168. Así dice San Juan Crisóstomo : «Cuando lo veas ante ti (el Cuerpo de Cristo), di para ti mismo: Por este
Cuerpo no soy ya tierra y cenizas, no soy ya esclavo, sino libre; por esto
espero lograr el cielo y los bienes que en él se encuentran, la vida inmortal,
la herencia de los Ángeles, la compañía de Cristo; este Cuerpo traspasado por
los clavos, azotado por los látigos, no fue presa de la muerte... Este es aquel
Cuerpo que fue ensangrentado, traspasado por la lanza, y del cual brotaron dos
fuentes salvadoras: la una de Sangre, y la otra de agua... Este Cuerpo nos dio
qué tener y qué comer, lo cual es consecuencia del intenso amor»[6].
169. De modo particular, pues, es
muy de alabar la costumbre según la cual muchos ejercicios de piedad,
incorporados a las costumbres del pueblo cristiano, concluyen con el rito de la
Bendición Eucarística. Nada mejor ni más beneficioso que el gesto con que el
Sacerdote, elevando al Cielo el Pan de los Ángeles, ante la multitud cristiana
arrodillada, y moviéndolo en forma, de Cruz, invoca al Padre celestial para que
se digne volver benignamente los ojos a su Hijo, crucificado por Amor nuestro, y
que a causa de El quiso ser Nuestro Redentor y hermano, y para que por su medio
difunda sus dones celestiales sobre los redimidos por la Sangre inmaculada del
Cordero[7].
4.
Exhortación.
170. Procurad, pues, Venerables
Hermanos, con Vuestra suma diligencia habitual, que los templos edificados por
la fe y por la piedad de las generaciones cristianas en el transcurso de los
siglos, como un perenne himno de gloria a Dios y, como digna morada de Nuestro
Redentor oculto bajo las especies eucarísticas, estén abiertos lo más posible
a los fieles, cada vez más numerosos, a fin de que, reunidos a los pies de su
Salvador, escuchen su dulcísima invitación «Venid a Mí todos los que
andáis agobiados con trabajos y cargas, que Yo os aliviaré»[8].
Que los templos sean verdaderamente la Casa de Dios, en la cual el que entre
para pedir favores se alegre al conseguirlo todo[9]

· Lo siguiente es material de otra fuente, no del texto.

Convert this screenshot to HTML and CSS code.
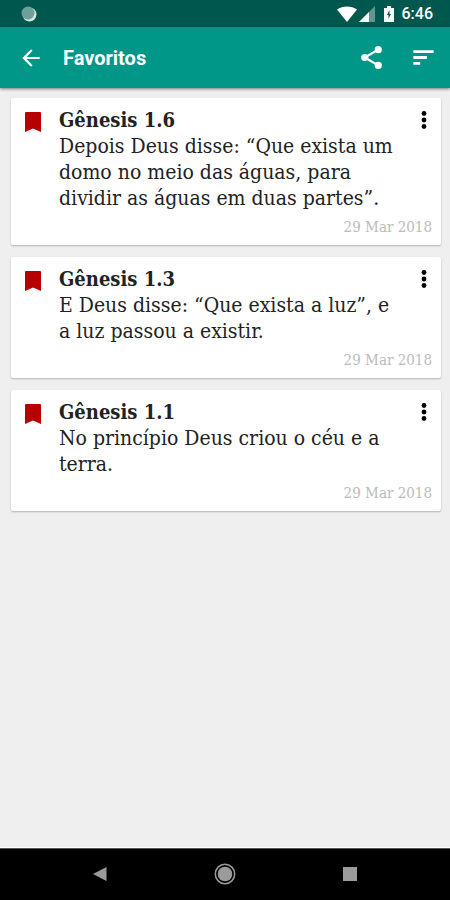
FILE: index.html
```html
<!DOCTYPE html>
<html lang="pt">
  <head>
    <meta charset="UTF-8" />
    <meta name="viewport" content="width=device-width, initial-scale=1.0" />
    <title>Favoritos</title>
    <link rel="stylesheet" href="styles.css">
  </head>

  <body>
    <div class="status-bar">
      <svg class="sync-icon" width="16" height="16" viewBox="0 0 16 16">
        <circle cx="8.5" cy="8.5" r="7" fill="#d5e3e1" />
        <circle cx="7" cy="7" r="6.5" fill="#6f9f99" />
      </svg>
      <div class="status-icons">
        <svg class="wifi-icon" width="20" height="16" viewBox="0 0 20 16">
          <path d="M0 3.500C5.500-.5 14.500-.5 20 3.500L10 16z" fill="#fff" />
        </svg>
        <svg class="signal-icon" width="16" height="16" viewBox="0 0 16 16">
          <path d="M0 16L16 0v16z" fill="#5f9690" />
          <path d="M0 16L10 6v10z" fill="#fff" />
        </svg>
        <svg class="battery-icon" width="10" height="16" viewBox="0 0 10 16">
          <path d="M3 0h4v2h3v14H0V2h3z" fill="#fff" />
          <path d="M5.500 4L3 9h1.500V12.500L7 8H5.500z" fill="#00574d" />
        </svg>
        <span class="clock">6:46</span>
      </div>
    </div>

    <header class="app-bar">
      <button class="icon-button" type="button" aria-label="Voltar">
        <svg width="26" height="26" viewBox="0 0 24 24">
          <path d="M20 11H7.830l5.590-5.590L12 4l-8 8 8 8 1.410-1.410L7.830 13H20z" fill="#fff" />
        </svg>
      </button>
      <h1 class="page-title">Favoritos</h1>
      <button class="icon-button" type="button" aria-label="Compartilhar">
        <svg width="27" height="27" viewBox="0 0 24 24">
          <path d="M6 12L18 5M6 12l12 7" stroke="#fff" stroke-width="2" />
          <circle cx="18" cy="5" r="3.200" fill="#fff" />
          <circle cx="6" cy="12" r="3.200" fill="#fff" />
          <circle cx="18" cy="19" r="3.200" fill="#fff" />
        </svg>
      </button>
      <button class="icon-button sort-button" type="button" aria-label="Ordenar">
        <svg width="27" height="27" viewBox="0 0 24 24">
          <path d="M3 5.500h18v2.500H3zM3 10.750h12v2.500H3zM3 16h6v2.500H3z" fill="#fff" />
        </svg>
      </button>
    </header>

    <main class="favorites">
      <article class="card">
        <svg class="bookmark" width="16" height="20" viewBox="0 0 16 20">
          <path d="M1 0h14q1 0 1 1v19l-8-3.500L0 20V1q0-1 1-1z" fill="#b80000" />
        </svg>
        <div class="card-text">
          <h2 class="verse-title">Gênesis 1.6</h2>
          <p class="verse">Depois Deus disse: “Que exista um domo no meio das águas, para dividir as águas em duas partes”.</p>
        </div>
        <button class="menu-button" type="button" aria-label="Opções">
          <svg width="6" height="18" viewBox="0 0 6 18">
            <circle cx="3" cy="2.500" r="2.400" />
            <circle cx="3" cy="9" r="2.400" />
            <circle cx="3" cy="15.500" r="2.400" />
          </svg>
        </button>
        <time class="date" datetime="2018-03-29">29 Mar 2018</time>
      </article>

      <article class="card">
        <svg class="bookmark" width="16" height="20" viewBox="0 0 16 20">
          <path d="M1 0h14q1 0 1 1v19l-8-3.500L0 20V1q0-1 1-1z" fill="#b80000" />
        </svg>
        <div class="card-text">
          <h2 class="verse-title">Gênesis 1.3</h2>
          <p class="verse">E Deus disse: “Que exista a luz”, e a luz passou a existir.</p>
        </div>
        <button class="menu-button" type="button" aria-label="Opções">
          <svg width="6" height="18" viewBox="0 0 6 18">
            <circle cx="3" cy="2.500" r="2.400" />
            <circle cx="3" cy="9" r="2.400" />
            <circle cx="3" cy="15.500" r="2.400" />
          </svg>
        </button>
        <time class="date" datetime="2018-03-29">29 Mar 2018</time>
      </article>

      <article class="card">
        <svg class="bookmark" width="16" height="20" viewBox="0 0 16 20">
          <path d="M1 0h14q1 0 1 1v19l-8-3.500L0 20V1q0-1 1-1z" fill="#b80000" />
        </svg>
        <div class="card-text">
          <h2 class="verse-title">Gênesis 1.1</h2>
          <p class="verse">No princípio Deus criou o céu e a terra.</p>
        </div>
        <button class="menu-button" type="button" aria-label="Opções">
          <svg width="6" height="18" viewBox="0 0 6 18">
            <circle cx="3" cy="2.500" r="2.400" />
            <circle cx="3" cy="9" r="2.400" />
            <circle cx="3" cy="15.500" r="2.400" />
          </svg>
        </button>
        <time class="date" datetime="2018-03-29">29 Mar 2018</time>
      </article>
    </main>

    <nav class="nav-bar">
      <button class="nav-button" type="button" aria-label="Voltar">
        <svg width="22" height="22" viewBox="0 0 22 22">
          <path d="M4 11L17.500 4v14z" fill="#9b9b9b" />
        </svg>
      </button>
      <button class="nav-button" type="button" aria-label="Início">
        <svg width="22" height="22" viewBox="0 0 22 22">
          <circle cx="11" cy="11" r="9.700" fill="none" stroke="#9b9b9b" stroke-width="1.500" />
          <circle cx="11" cy="11" r="7.300" fill="#9b9b9b" />
        </svg>
      </button>
      <button class="nav-button" type="button" aria-label="Recentes">
        <svg width="22" height="22" viewBox="0 0 22 22">
          <path d="M4 4h14v14H4z" fill="#9b9b9b" />
        </svg>
      </button>
    </nav>
  </body>
</html>
```
FILE: styles.css
```css
/* General body and layout settings */
body {
  margin: 0;
  min-height: 100vh;
  display: flex;
  flex-direction: column;
  background-color: #efefef;
  font-family: Roboto, sans-serif;
}

h1, h2, p {
  margin: 0;
}

svg {
  display: block;
}

button {
  padding: 0;
  border: none;
  background: none;
  cursor: pointer;
}

/* Status bar */
.status-bar {
  display: flex;
  justify-content: space-between;
  align-items: center;
  height: 27px;
  padding: 0 17px 0 21px;
  background-color: #00574d;
}

.status-icons {
  display: flex;
  align-items: center;
}

.signal-icon {
  margin-left: 2px;
}

.battery-icon {
  margin-left: 9px;
}

.clock {
  margin-left: 8px;
  color: white;
  font-size: 16px;
  font-weight: 500;
  line-height: 20px;
}

/* App bar */
.app-bar {
  display: flex;
  align-items: center;
  height: 61px;
  padding: 0 13px 0 18px;
  background-color: #009788;
  box-shadow: 0 1px 3px rgba(0, 0, 0, 0.5);
}

.page-title {
  flex: 1;
  margin-left: 19px;
  color: white;
  font-size: 20px;
  font-weight: bold;
  line-height: 24px;
}

.sort-button {
  margin-left: 25px;
}

/* Favorites list */
.favorites {
  flex: 1;
  display: flex;
  flex-direction: column;
  gap: 12px;
  padding: 10px 9px 12px 11px;
  font-family: "DejaVu Serif Condensed", "DejaVu Serif", serif;
}

.card {
  display: grid;
  grid-template-columns: 34px 1fr 16px;
  align-items: start;
  padding: 9px 9px 8px 14px;
  border-radius: 2px;
  background-color: white;
  box-shadow: 0 1px 2px rgba(0, 0, 0, 0.25);
}

.bookmark {
  margin-top: 5px;
}

.card-text {
  padding-right: 16px;
  color: #222;
  font-size: 21px;
  line-height: 26px;
}

.verse-title {
  font-size: 20px;
  font-weight: bold;
}

.menu-button {
  margin-top: 4px;
  justify-self: center;
}

.date {
  grid-column: 1 / -1;
  margin-top: 6px;
  color: #bbb;
  font-size: 15px;
  line-height: 20px;
  text-align: right;
}

/* Navigation bar */
.nav-bar {
  display: flex;
  justify-content: center;
  align-items: center;
  gap: 103px;
  height: 49px;
  padding-bottom: 2px;
  border-top: 1px solid #555;
  background-color: black;
  box-shadow: 0 -1px 0 white;
}
```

y obtenga el consuelo celestial.
171. Sólo así se conseguirá que toda la
familia humana se pacifique en el orden, y con mente y corazón concordes, cante
el himno de la esperanza y del amor:
«Buen Pastor, Pan verdadero,
Jesús, ten misericordia de nosotros:
apaciéntanos Tú, guárdanos:
haz que veamos los bienes
en la tierra de los vivos»[10].
[1] Conc. Trid. Ses. XIII, can. 1.
[2] Conc. Const. Anath. de trib. cap., can. 9. Collat. Conc. Ephes. Anath.,
Cyrill. can. 8. Cfr. Conc. Trid. Ss. XIII, can. 6. Pío VI, Const. «Auctorem
fidei», n. 61.
[3] Enarrat. In Ps. 98, 9.
[4] Apoc. V. 12. Cfr. Ibid., VII, 10.
[5] Conc. Trid. Ses. XIII, cap. V y can. 6.
[6] In Ad Cor. XXIV, 4.
[7] I Petr. I, 19.
[8] Mat. XI, 28.
[9] Miss. Rom. Collecta Missae Dedicationis.
[10]
Miss. Rom. Seq. «Lauda Sion». Día del Corpus.